WASHINGTON: The United States said Monday it will label the Muslim Brotherhood in Sudan as a terrorist organization and accused the group of receiving support from Iran.
The designation, which will be effective in a week, comes after the United States in January declared several other Muslim Brotherhood branches to be terrorist organizations, including in its historic base of Egypt.
“The Sudanese Muslim Brotherhood uses unrestrained violence against civilians to undermine efforts to resolve the conflict in Sudan and advance its violent Islamist ideology,” the State Department said in a statement.
The Sudanese Muslim Brotherhood “has contributed upwards of 20,000 fighters to the war in Sudan, many receiving training and other support from Iran’s Islamic Revolutionary Guard Corps,” the elite ideological wing of Tehran’s military, the State Department said.
The State Department accused the Sudanese Muslim Brotherhood of having “conducted mass executions of civilians in areas they captured.”
Iran, run by Shiite clerics, and the Muslim Brotherhood, a Sunni organization that historically had extensive social networks inside Egypt, both have supported Sudan’s army.
The army has been engaged for nearly three years in a brutal civil war against the paramilitary Rapid Support Force (RSF), with the fighting claiming tens of thousands of lives, displacing more than 11 million people and plunging areas into famine-like conditions.

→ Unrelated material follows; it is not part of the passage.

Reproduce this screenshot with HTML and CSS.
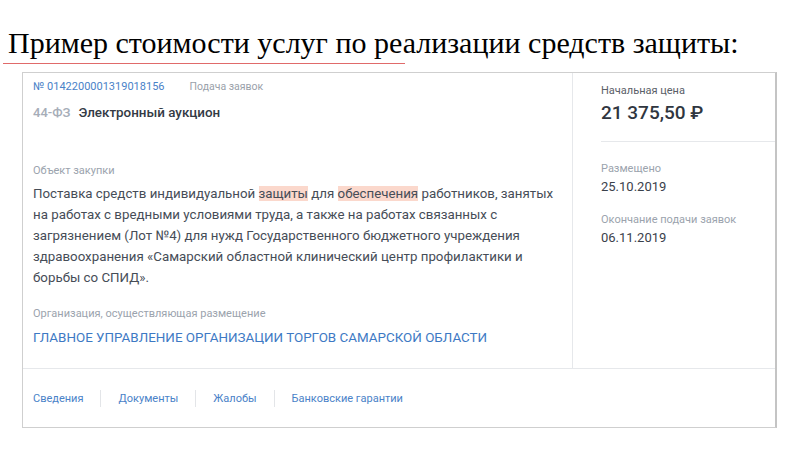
FILE: index.html
```html
<!DOCTYPE html>
<html lang="ru">
<head>
<meta charset="utf-8">
<link rel="stylesheet" href="styles.css">
</head>
<body>
<h1 class="title">Пример стоимости услуг по реализации средств защиты:</h1>
<div class="rule"></div>
<div class="card">
  <div class="main">
    <div class="left">
      <div class="meta"><span class="num">№ 0142200001319018156</span><span class="stage">Подача заявок</span></div>
      <div class="type"><span class="law">44-ФЗ</span><span class="kind">Электронный аукцион</span></div>
      <div class="label obj">Объект закупки</div>
      <p class="desc">Поставка средств индивидуальной <mark>защиты</mark> для <mark>обеспечения</mark> работников, занятых на работах с вредными условиями труда, а также на работах связанных с загрязнением (Лот №4) для нужд Государственного бюджетного учреждения здравоохранения «Самарский областной клинический центр профилактики и борьбы со СПИД».</p>
      <div class="label org-label">Организация, осуществляющая размещение</div>
      <div class="org">ГЛАВНОЕ УПРАВЛЕНИЕ ОРГАНИЗАЦИИ ТОРГОВ САМАРСКОЙ ОБЛАСТИ</div>
    </div>
    <div class="right">
      <div class="price-block">
        <div class="label dark">Начальная цена</div>
        <div class="price">21 375,50 ₽</div>
      </div>
      <div class="dates">
        <div class="label">Размещено</div>
        <div class="date">25.10.2019</div>
        <div class="label end">Окончание подачи заявок</div>
        <div class="date">06.11.2019</div>
      </div>
    </div>
  </div>
  <div class="footer">
    <a class="tab">Сведения</a>
    <span class="sep"></span>
    <a class="tab">Документы</a>
    <span class="sep"></span>
    <a class="tab">Жалобы</a>
    <span class="sep"></span>
    <a class="tab">Банковские гарантии</a>
  </div>
</div>
</body>
</html>
```
FILE: styles.css
```css
* { box-sizing: border-box; }
html, body { margin: 0; padding: 0; background: #fff; }
body { width: 800px; height: 450px; overflow: hidden; }

.title {
  margin: 0;
  padding: 26px 0 0 8px;
  font-family: "Liberation Serif", "Times New Roman", serif;
  font-weight: normal;
  font-size: 30px;
  line-height: 34px;
  color: #000;
  white-space: nowrap;
}
.rule {
  margin: 3px 0 0 3px;
  width: 402px;
  height: 1px;
  background: #e06a6a;
}

.card {
  margin: 8px 0 0 22px;
  width: 755px;
  height: 356px;
  border: 1px solid #cfcfcf;
  border-right: 2px solid #c4c4c4;
  display: flex;
  flex-direction: column;
  font-family: Roboto, "Noto Sans", sans-serif;
}
.main {
  display: flex;
  height: 296px;
  border-bottom: 1px solid #e6e8eb;
}
.left {
  width: 550px;
  padding: 7px 0 0 10px;
  border-right: 1px solid #e6e8eb;
}
.right {
  flex: 1;
  padding: 11px 0 0 28px;
}

.meta { display: flex; align-items: baseline; gap: 25px; font-size: 11px; line-height: 14px; }
.num { color: #4a82c8; }
.stage { color: #9aa1aa; font-size: 10.5px; }
.type { margin-top: 10px; display: flex; gap: 8px; font-size: 13px; line-height: 18px; font-weight: 500; }
.law { color: #a6adb8; }
.kind { color: #333a44; font-size: 13.4px; }

.label { font-size: 11px; line-height: 14px; color: #9ba3ad; }
.label.dark { color: #5a6068; }
.obj { margin-top: 42px; }
.desc {
  margin: 5px 0 0 0;
  width: 532px;
  font-size: 13.3px;
  line-height: 21px;
  color: #464d57;
}
mark { background: #fbd8cc; color: inherit; }
.org-label { margin-top: 19px; }
.org { margin-top: 8px; font-size: 13.4px; line-height: 18px; color: #3d79c4; }

.price-block { border-bottom: 1px solid #e6e8eb; height: 58px; }
.price { margin-top: 3px; font-size: 19px; line-height: 24px; font-weight: 500; color: #2f3640; }
.dates { padding-top: 20px; }
.date { margin-top: 2px; font-size: 13px; line-height: 18px; color: #3a414b; }
.end { margin-top: 17px; }

.footer {
  flex: 1;
  display: flex;
  align-items: center;
  padding: 0 0 0 10px;
  font-size: 11px;
  color: #4a82c8;
}
.tab { color: #4a82c8; text-decoration: none; }
.sep { width: 1px; height: 17px; background: #e3e5e8; margin: 0 17px; }
```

The United States last year said that the RSF has carried out acts of genocide with systematic killings and sexual violence against black Sudanese. The United States also said the army carried out war crimes.
Targeting the Muslim Brotherhood has also been a rallying cry in Washington for some conservative Republicans, in part over unfounded conspiracy theories that the group is trying to impose Islamic sharia law in the United States.